The task: Output all the data exactly. Pictures do not belong in the copy.

Available data:

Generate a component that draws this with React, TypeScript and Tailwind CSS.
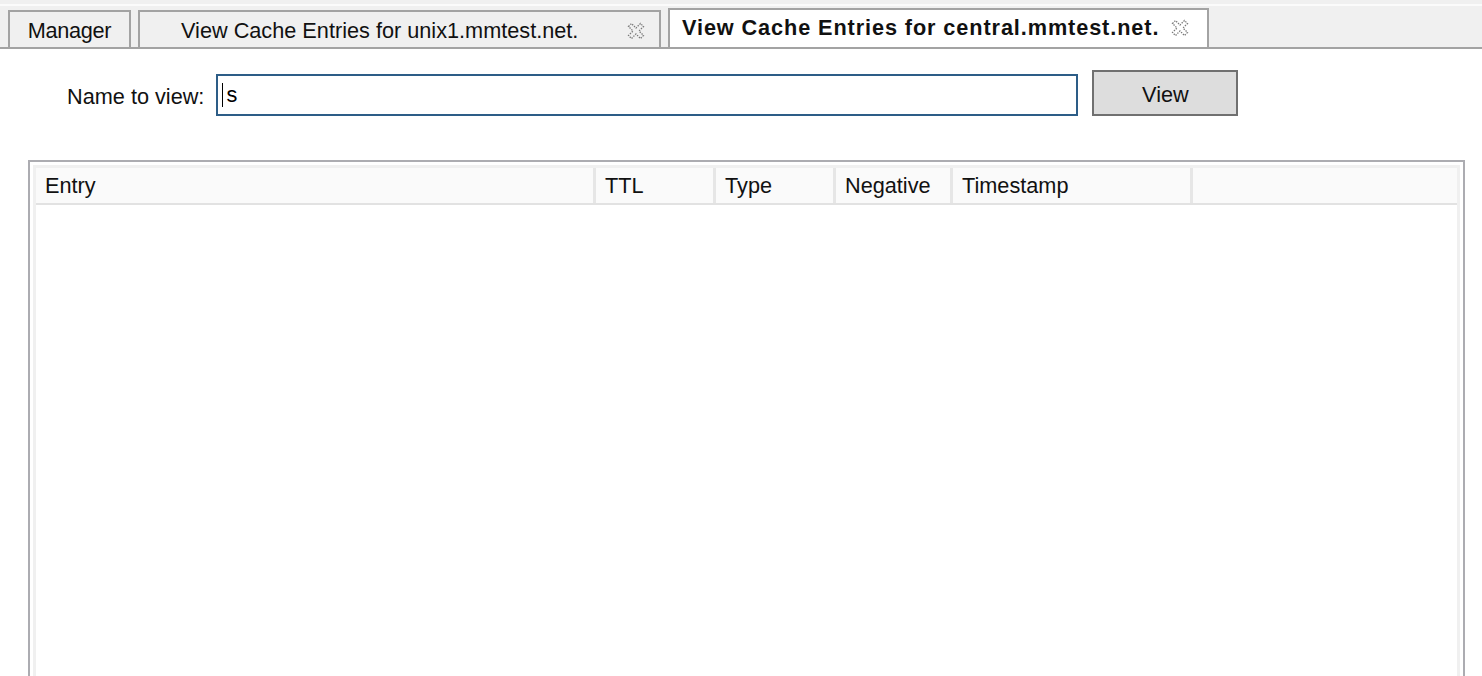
import React from "react";

function CloseIcon() {
  return (
    <svg width="18" height="18" viewBox="0 0 18 18" className="shrink-0">
      <polygon
        points="1.5,4.5 4.5,1.5 9,6 13.5,1.5 16.5,4.5 12,9 16.5,13.5 13.5,16.5 9,12 4.5,16.5 1.5,13.5 6,9"
        fill="none"
        stroke="#7a7a7a"
        strokeWidth="1.3"
        strokeDasharray="1.4 1.2"
      />
    </svg>
  );
}

const cols = [
  { label: "Entry", w: "w-[560px]" },
  { label: "TTL", w: "w-[120px]" },
  { label: "Type", w: "w-[120px]" },
  { label: "Negative", w: "w-[117px]" },
  { label: "Timestamp", w: "w-[240px]" },
];

export default function App() {
  return (
    <div
      className="w-[1482px] h-[676px] overflow-hidden bg-white text-[21.7px] text-[#111]"
      style={{ fontFamily: '"Liberation Sans", Arial, sans-serif' }}
    >
      <div className="h-[4px] bg-[#f0f0f0]" />
      <div className="h-[2px] bg-[#fbfbfb]" />
      <div className="flex items-end h-[43px] bg-[#f0f0f0] pl-[8px] gap-[7px] border-b-2 border-[#a3a3a3]">
        <div className="w-[123px] h-[37px] border-2 border-b-0 border-[#a3a3a3] bg-[#f0f0f0] flex items-center justify-center leading-none pt-[3px]">
          <span className="tracking-[-0.3px]">Manager</span>
        </div>
        <div className="w-[523px] h-[37px] border-2 border-b-0 border-[#a3a3a3] bg-[#f0f0f0] flex items-center pl-[41px] pr-[14px] leading-none pt-[3px]">
          <span>View Cache Entries for unix1.mmtest.net.</span>
          <span className="ml-auto">
            <CloseIcon />
          </span>
        </div>
        <div className="w-[541px] h-[39px] border-2 border-b-0 border-[#a3a3a3] bg-white flex items-center pl-[12px] leading-none pb-[1px]">
          <span className="font-bold tracking-[0.9px]">View Cache Entries for central.mmtest.net.</span>
          <span className="ml-[12px]">
            <CloseIcon />
          </span>
        </div>
      </div>

      <div className="flex items-start pl-[67px] mt-[21px]">
        <div className="flex items-center mt-[4px]">
          <span className="leading-none mr-[12px] pt-[3px]">Name to view:</span>
          <div className="w-[862px] h-[42px] border-2 border-[#2d5d87] bg-white flex items-center pl-[4px] leading-none">
            <span className="w-px h-[24px] bg-black mr-[3px]" />
            <span className="text-black">s</span>
          </div>
        </div>
        <button className="ml-[14px] w-[146px] h-[46px] bg-[#dddddd] border-2 border-[#707070] leading-none text-[#111] pt-[3px]">
          View
        </button>
      </div>

      <div className="ml-[28px] mt-[44px] w-[1437px] h-[600px] border-2 border-[#acacb1] bg-white p-[3px]">
        <div className="h-full border-[3px] border-[#f0f0f0] bg-white">
          <div className="flex h-[37px] bg-[#fafafa] border-b-2 border-[#e2e2e2]">
            {cols.map((c) => (
              <div
                key={c.label}
                className={`${c.w} h-full border-r-[3px] border-[#e6e6e6] flex items-center pl-[9px] leading-none`}
              >
                {c.label}
              </div>
            ))}
            <div className="flex-1" />
          </div>
        </div>
      </div>
    </div>
  );
}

Solved exercise:
Generate a component that draws this with React, TypeScript and Tailwind CSS.
import React from "react";

function CloseIcon() {
  return (
    <svg width="18" height="18" viewBox="0 0 18 18" className="shrink-0">
      <polygon
        points="1.5,4.5 4.5,1.5 9,6 13.5,1.5 16.5,4.5 12,9 16.5,13.5 13.5,16.5 9,12 4.5,16.5 1.5,13.5 6,9"
        fill="none"
        stroke="#7a7a7a"
        strokeWidth="1.3"
        strokeDasharray="1.4 1.2"
      />
    </svg>
  );
}

const cols = [
  { label: "Entry", w: "w-[560px]" },
  { label: "TTL", w: "w-[120px]" },
  { label: "Type", w: "w-[120px]" },
  { label: "Negative", w: "w-[117px]" },
  { label: "Timestamp", w: "w-[240px]" },
];

export default function App() {
  return (
    <div
      className="w-[1482px] h-[676px] overflow-hidden bg-white text-[21.7px] text-[#111]"
      style={{ fontFamily: '"Liberation Sans", Arial, sans-serif' }}
    >
      <div className="h-[4px] bg-[#f0f0f0]" />
      <div className="h-[2px] bg-[#fbfbfb]" />
      <div className="flex items-end h-[43px] bg-[#f0f0f0] pl-[8px] gap-[7px] border-b-2 border-[#a3a3a3]">
        <div className="w-[123px] h-[37px] border-2 border-b-0 border-[#a3a3a3] bg-[#f0f0f0] flex items-center justify-center leading-none pt-[3px]">
          <span className="tracking-[-0.3px]">Manager</span>
        </div>
        <div className="w-[523px] h-[37px] border-2 border-b-0 border-[#a3a3a3] bg-[#f0f0f0] flex items-center pl-[41px] pr-[14px] leading-none pt-[3px]">
          <span>View Cache Entries for unix1.mmtest.net.</span>
          <span className="ml-auto">
            <CloseIcon />
          </span>
        </div>
        <div className="w-[541px] h-[39px] border-2 border-b-0 border-[#a3a3a3] bg-white flex items-center pl-[12px] leading-none pb-[1px]">
          <span className="font-bold tracking-[0.9px]">View Cache Entries for central.mmtest.net.</span>
          <span className="ml-[12px]">
            <CloseIcon />
          </span>
        </div>
      </div>

      <div className="flex items-start pl-[67px] mt-[21px]">
        <div className="flex items-center mt-[4px]">
          <span className="leading-none mr-[12px] pt-[3px]">Name to view:</span>
          <div className="w-[862px] h-[42px] border-2 border-[#2d5d87] bg-white flex items-center pl-[4px] leading-none">
            <span className="w-px h-[24px] bg-black mr-[3px]" />
            <span className="text-black">s</span>
          </div>
        </div>
        <button className="ml-[14px] w-[146px] h-[46px] bg-[#dddddd] border-2 border-[#707070] leading-none text-[#111] pt-[3px]">
          View
        </button>
      </div>

      <div className="ml-[28px] mt-[44px] w-[1437px] h-[600px] border-2 border-[#acacb1] bg-white p-[3px]">
        <div className="h-full border-[3px] border-[#f0f0f0] bg-white">
          <div className="flex h-[37px] bg-[#fafafa] border-b-2 border-[#e2e2e2]">
            {cols.map((c) => (
              <div
                key={c.label}
                className={`${c.w} h-full border-r-[3px] border-[#e6e6e6] flex items-center pl-[9px] leading-none`}
              >
                {c.label}
              </div>
            ))}
            <div className="flex-1" />
          </div>
        </div>
      </div>
    </div>
  );
}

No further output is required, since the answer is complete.